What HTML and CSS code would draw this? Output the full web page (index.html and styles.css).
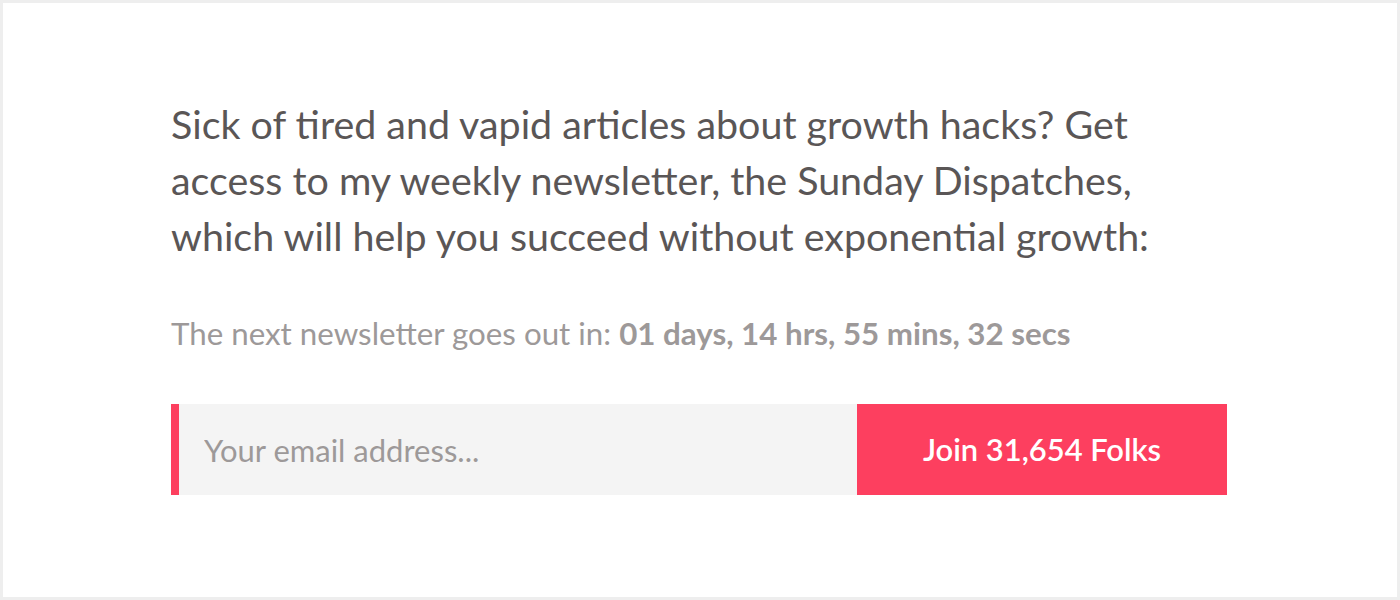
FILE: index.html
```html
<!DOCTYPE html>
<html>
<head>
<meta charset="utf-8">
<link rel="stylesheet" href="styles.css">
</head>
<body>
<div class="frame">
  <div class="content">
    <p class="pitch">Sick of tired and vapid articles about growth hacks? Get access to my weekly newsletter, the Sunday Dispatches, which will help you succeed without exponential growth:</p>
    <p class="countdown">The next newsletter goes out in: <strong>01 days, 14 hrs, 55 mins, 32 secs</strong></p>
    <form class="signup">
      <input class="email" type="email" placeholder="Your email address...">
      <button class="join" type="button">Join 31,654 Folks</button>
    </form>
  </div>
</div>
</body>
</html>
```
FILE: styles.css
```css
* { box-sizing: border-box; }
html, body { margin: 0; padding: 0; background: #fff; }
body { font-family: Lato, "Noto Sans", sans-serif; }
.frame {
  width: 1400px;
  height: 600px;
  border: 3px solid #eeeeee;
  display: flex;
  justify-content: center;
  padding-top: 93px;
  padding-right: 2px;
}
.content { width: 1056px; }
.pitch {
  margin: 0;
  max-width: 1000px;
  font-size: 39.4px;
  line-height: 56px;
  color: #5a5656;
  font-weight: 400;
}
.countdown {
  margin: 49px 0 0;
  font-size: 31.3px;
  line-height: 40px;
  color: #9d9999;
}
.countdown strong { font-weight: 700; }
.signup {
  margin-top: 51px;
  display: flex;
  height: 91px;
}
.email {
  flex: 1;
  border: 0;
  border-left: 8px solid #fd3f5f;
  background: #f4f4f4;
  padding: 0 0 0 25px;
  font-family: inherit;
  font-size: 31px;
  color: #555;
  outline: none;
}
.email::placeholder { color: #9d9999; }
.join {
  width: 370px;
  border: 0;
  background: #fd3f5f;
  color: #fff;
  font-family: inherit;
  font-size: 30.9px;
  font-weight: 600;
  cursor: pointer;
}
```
++++
STATED GOAL
Show each line of the listing that holds the string "styles".

COMPLETE ANSWER
What HTML and CSS code would draw this? Output the full web page (index.html and styles.css).
<link rel="stylesheet" href="styles.css">
FILE: styles.css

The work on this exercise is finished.